For years, the biggest names in technology sat on vast cash piles, making them largely indifferent to borrowing costs. The aggressive push to build out data center capacity for artificial intelligence is changing that calculus. Companies are depleting those reserves and turning to debt markets to sustain the pace of construction, a transition that brings them squarely into the orbit of central bank policy.

The practical consequence is straightforward: when a company funds growth through retained earnings, the cost of money is largely an abstraction. When it funds growth through bonds and loans, the prevailing rate environment sets a direct price on ambition. The AI buildout has moved tech's biggest players from one category into the other.

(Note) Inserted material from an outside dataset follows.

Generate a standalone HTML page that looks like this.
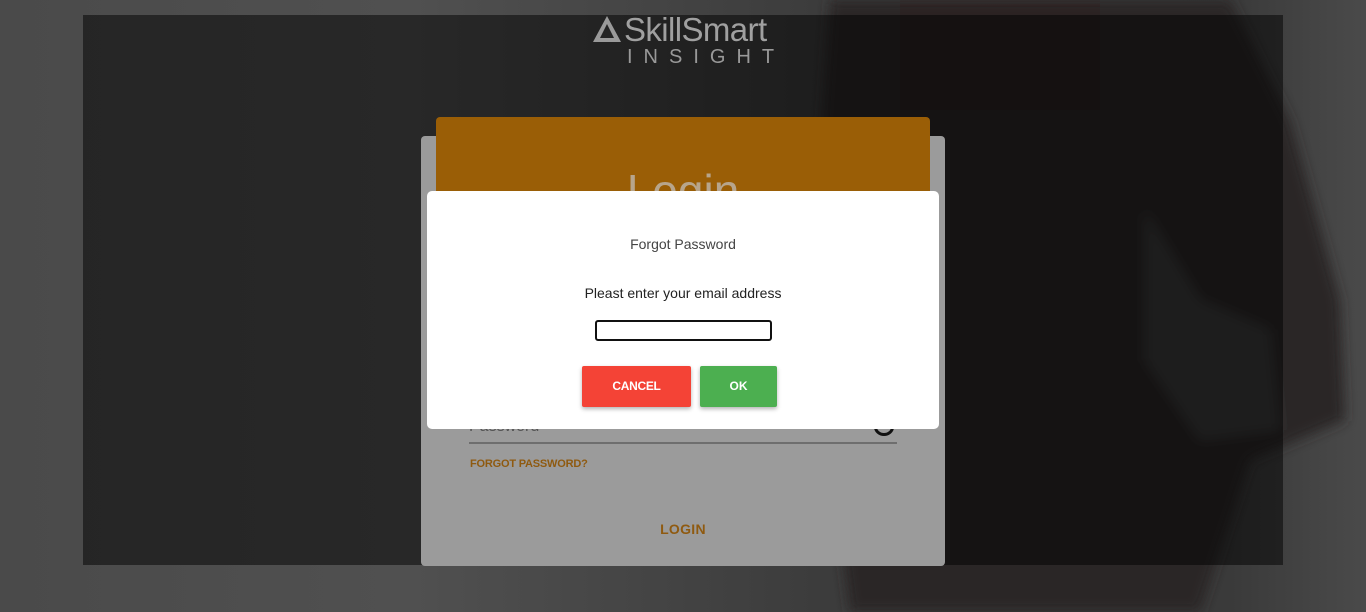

Why the Bond Market Now Sets the Tempo

Higher interest rates raise the cost of servicing the debt being used to finance data center construction. That pressure feeds directly into future cash flow projections, which in turn affects how investors model long-term returns on AI spending. A rate environment that remains elevated for longer than expected could force companies to slow capital expenditure, refinance at unfavorable terms, or both.

This marks a structural shift in how equity analysts must approach the sector. Tech investing has historically required tracking product cycles, competitive dynamics, and regulatory exposure. Monitoring yield curves and Federal Reserve signals was secondary, if relevant at all. That separation is narrowing.

Investor Positioning Faces a New Variable

The linkage between data center spending and bond markets introduces a layer of macro sensitivity that did not meaningfully exist before the AI build cycle accelerated. Investors now face a sector where rate moves can ripple into capital expenditure plans, debt servicing costs, and ultimately earnings trajectories.

That dynamic creates new exposure for portfolios that treat technology as a hedge against cyclical risk. If rates stay higher for longer, the debt-funded phase of AI infrastructure development becomes more expensive to sustain. If rates fall, the opposite holds. Either way, the bond market has become a variable that tech investors can no longer discount.